I agree with everything Paul said. To parse strings like this CL-PPCRE is probably your best bet.
With lol.lisp loaded, you can define a parser like this:
* (defun my-parser (line) (if-match (#~m/^(\w+),([\w.]+),(\w+),([\d.]+),([\d:]+)$/ line) (list (intern $1) (intern $2) (intern $3) (read-from-string $4) $5) (error "unable to parse line")))
MY-PARSER
And then run it against your input like this:
* (my-parser "A,MSFT.N,D,12.4,12:43:00")
(A MSFT.N D 12.4 "12:43:00")
* (my-parser "f,IBM.N,f,108.4,11:09:023")
(|f| IBM.N |f| 108.4 "11:09:023")
Note: Lowercase symbols are printed like |blah|. Normally symbols you READ in (ie at the REPL) are "up cased" to BLAH but if you pass lowercase to intern it will not do this which may or may not be what you want.
Also, this parser just leaves the date as a string but instead you may want to use Daniel Lowe's local-time.lisp to construct an actual date object so you can for example do date arithmetic on it.
Doug
http://letoverlambda.com/lol.lisp http://common-lisp.net/project/local-time/
On 10-11-05 10:57 AM, Paul Tarvydas wrote:
Hi Alex
Hi there,
I have come across something that I need just a little bit of help with. I managed to write some lisp code to read a flat file, line by line. I also managed to put those lines of code into something like this:
( ( "A,MSFT.N,D,12.4,12:43:00") ( "f,IBM.N,f,108.4,11:09:023")
)
Why do you need the extra level of lists?

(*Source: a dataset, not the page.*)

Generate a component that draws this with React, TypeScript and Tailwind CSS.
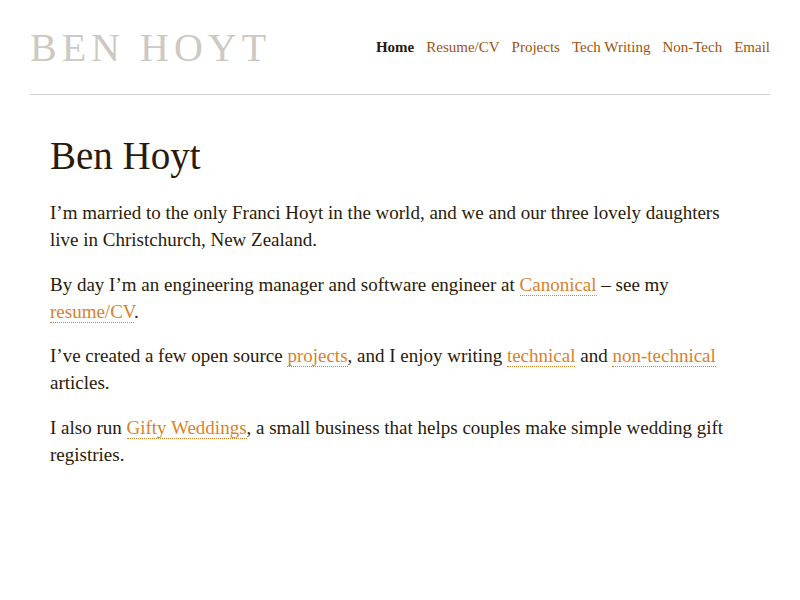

If each line comes in as a string, then a simple list of strings would suffice:
( "A,MSFT.N,D,12.4,12:43:00" "f,IBM.N,f,108.4,11:09:023" )
All comma delineated text files. Now, I would like to convert this into something that I can deal with from a lisp perspective - I would like to get so that these values are symbols - so this is what I really want:
( ( A MSFT.N D 12.4 12:43:00 ) ( f IBM.N f 108.4 11:09:023 )
)
I would load up quicklisp and grab cl-ppcre - Edi Weitz' regular expression parser, then use something like register-groups-bind to parse the strings into appropriate data structures. (Ask me/us again, if the documentation of this function leaves you wondering :-).
I would not convert every item above into an actual symbol. For example, 12:43:00 looks like a time to me. I would create a time class and parse the components of the string into the fields of a time object, using cl-ppcre. And, depending on what the other things in the string are, I might create classes for them, too.
Remember, lisp allows non-homogeneous lists - you can store objects and strings and whatever within the same list.
If you know that the incoming data has a fixed number of fields, it might be more efficient to create and use vectors (make-array) or your own record class instead of lists...
I noticed that there is a function called INTERN which seems to convert a regular string to a symbol, but, I don't really have a regular string,
A simplistic explanation of a running lisp image is that all symbols are stored in a global hash table (in Lisp 1.5, this used to be a list, not a hash table, called OBLIST). Every atom read by the reader is hashed and converted into a symbol.
INTERN simply hashes the given string and inserts a symbol object into the hash table, with a hash index (name) consisting of the string.. If you gave it one of the above messy strings, INTERN would gladly hash it and make a symbol out of it. If you tried to print the resulting symbol, it would probably print the string surrounded by or-bars (|) since the string contains special characters.
So, from your perspective, INTERN is too low-level for what you want to do. You want to parse a string. You need to write a string parser, or buy one in. Cl-ppcre is a string parser and it's free.
Actually, I would probably read the file and parse each incoming line on the spot, instead of creating a list of strings to be parsed later.